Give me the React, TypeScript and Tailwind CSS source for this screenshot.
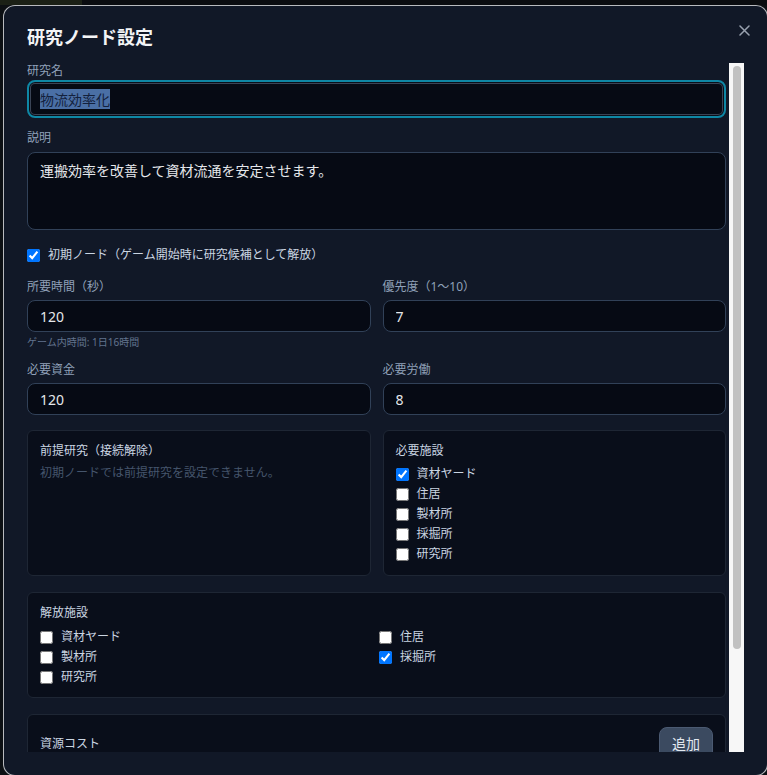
import { useEffect, useRef } from "react"

const facilities = ["資材ヤード", "住居", "製材所", "採掘所", "研究所"]

function FieldLabel({ children }: { children: React.ReactNode }) {
  return (
    <label className="block text-xs leading-4 text-slate-400 mb-[5px]">
      {children}
    </label>
  )
}

function Check({ label, checked }: { label: string; checked?: boolean }) {
  return (
    <label className="flex h-5 items-center gap-2 text-xs text-slate-300">
      <input type="checkbox" defaultChecked={checked} className="m-0 h-[13px] w-[13px]" />
      <span>{label}</span>
    </label>
  )
}

const inputCls =
  "block w-full h-8 rounded-lg border border-slate-700 bg-[#060a14] px-3 text-sm text-gray-200 outline-none"

export default function App() {
  const nameRef = useRef<HTMLInputElement>(null)

  useEffect(() => {
    // the name field is focused with its text selected when the dialog opens
    nameRef.current?.focus()
    nameRef.current?.select()
  }, [])

  return (
    <div className="h-[775px] w-[767px] overflow-hidden bg-[#0c0f13] font-['Noto_Sans','Noto_Sans_CJK_JP',sans-serif]">
      {/* strip of the page showing above the dialog */}
      <div className="flex h-[5px]">
        <div className="w-[82px] bg-[#1b2016]" />
        <div className="flex-1 bg-[#0a0c10]" />
      </div>

      <div className="relative ml-[3px] flex h-[771px] w-[765px] flex-col rounded-xl border border-white/70 bg-[#111827] px-[23px] pt-[17px] pb-[23px]">
        <button className="absolute right-[17px] top-[18px] flex h-3 w-3 items-center justify-center text-gray-400">
          <svg width="11" height="11" viewBox="0 0 11 11" fill="none" stroke="currentColor" strokeWidth="1.5" strokeLinecap="round">
            <path d="M1 1l9 9M10 1l-9 9" />
          </svg>
        </button>

        <h2 className="text-lg font-bold leading-7 text-gray-100">研究ノード設定</h2>

        <div className="mt-3 flex min-h-0 flex-1">
          <div className="min-w-0 flex-1 overflow-hidden pr-[3px]">
            {/* name */}
            <label className="block text-xs leading-4 text-slate-400 mb-px">研究名</label>
            <input
              ref={nameRef}
              defaultValue="物流効率化"
              className="block h-[38px] w-full rounded-lg border-2 border-[#0e87a5] bg-[#060a14] px-[11px] text-sm text-gray-200 outline-none shadow-[inset_0_0_0_1px_#0b0f19,inset_0_0_0_2px_#3a4456] selection:bg-[#4a6fa5] selection:text-[#13213d]"
            />

            {/* description */}
            <div className="mt-3">
              <label className="block text-xs leading-4 text-slate-400 mb-1.5">説明</label>
              <textarea
                defaultValue="運搬効率を改善して資材流通を安定させます。"
                className="block h-[78px] w-full resize-none rounded-lg border border-slate-700 bg-[#060a14] px-3 py-2 text-sm leading-5 text-gray-200 outline-none"
              />
            </div>

            <div className="mt-[15px]">
              <Check label="初期ノード（ゲーム開始時に研究候補として解放）" checked />
            </div>

            <div className="mt-[14px] grid grid-cols-2 gap-x-3">
              <div>
                <FieldLabel>所要時間（秒）</FieldLabel>
                <input defaultValue="120" className={inputCls} />
                <p className="mt-[3px] text-[10px] leading-[14px] text-slate-500">ゲーム内時間: 1日16時間</p>
              </div>
              <div>
                <FieldLabel>優先度（1〜10）</FieldLabel>
                <input defaultValue="7" className={inputCls} />
              </div>
            </div>

            <div className="mt-[13px] grid grid-cols-2 gap-x-3">
              <div>
                <FieldLabel>必要資金</FieldLabel>
                <input defaultValue="120" className={inputCls} />
              </div>
              <div>
                <FieldLabel>必要労働</FieldLabel>
                <input defaultValue="8" className={inputCls} />
              </div>
            </div>

            <div className="mt-[15px] grid grid-cols-2 gap-x-3">
              <div className="rounded-md border border-[#1e2634] bg-[#090e1a] px-3 pt-3 pb-[11px]">
                <p className="text-xs leading-4 text-slate-300">前提研究（接続解除）</p>
                <p className="mt-1.5 text-xs leading-4 text-slate-600">初期ノードでは前提研究を設定できません。</p>
              </div>
              <div className="rounded-md border border-[#1e2634] bg-[#090e1a] px-3 pt-3 pb-[11px]">
                <p className="text-xs leading-4 text-slate-300">必要施設</p>
                <div className="mt-[5px] flex flex-col">
                  {facilities.map((f) => (
                    <Check key={f} label={f} checked={f === "資材ヤード"} />
                  ))}
                </div>
              </div>
            </div>

            <div className="mt-4 rounded-md border border-[#1e2634] bg-[#090e1a] px-3 pt-3 pb-[10px]">
              <p className="text-xs leading-4 text-slate-300">解放施設</p>
              <div className="mt-[6px] grid grid-cols-2 gap-x-[5px]">
                {facilities.map((f) => (
                  <Check key={f} label={f} checked={f === "採掘所"} />
                ))}
              </div>
            </div>

            <div className="mt-4 min-h-[164px] rounded-md border border-[#1e2634] bg-[#090e1a] p-3">
              <div className="flex items-center justify-between">
                <p className="text-xs leading-4 text-slate-300">資源コスト</p>
                <button className="h-[34px] rounded-lg border border-[#4b5a72] bg-[#3b4a60] px-3 text-sm text-slate-200">
                  追加
                </button>
              </div>
            </div>
          </div>

          {/* scrollbar */}
          <div className="flex w-[15px] shrink-0 justify-center bg-[#f7f7f7] pt-[3px]">
            <div className="h-[583px] w-2 rounded-full bg-[#c1c1c1]" />
          </div>
        </div>
      </div>
    </div>
  )
}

^^^^^^^^

### EXERCISE
With the pictures left out, restate word for word every line of the data above, from the first down to the line that contains "const nameRef = useRef<HTMLInputElement>(null)".

### EXERCISE ANSWER
Give me the React, TypeScript and Tailwind CSS source for this screenshot.
import { useEffect, useRef } from "react"

const facilities = ["資材ヤード", "住居", "製材所", "採掘所", "研究所"]

function FieldLabel({ children }: { children: React.ReactNode }) {
  return (
    <label className="block text-xs leading-4 text-slate-400 mb-[5px]">
      {children}
    </label>
  )
}

function Check({ label, checked }: { label: string; checked?: boolean }) {
  return (
    <label className="flex h-5 items-center gap-2 text-xs text-slate-300">
      <input type="checkbox" defaultChecked={checked} className="m-0 h-[13px] w-[13px]" />
      <span>{label}</span>
    </label>
  )
}

const inputCls =
  "block w-full h-8 rounded-lg border border-slate-700 bg-[#060a14] px-3 text-sm text-gray-200 outline-none"

export default function App() {
  const nameRef = useRef<HTMLInputElement>(null)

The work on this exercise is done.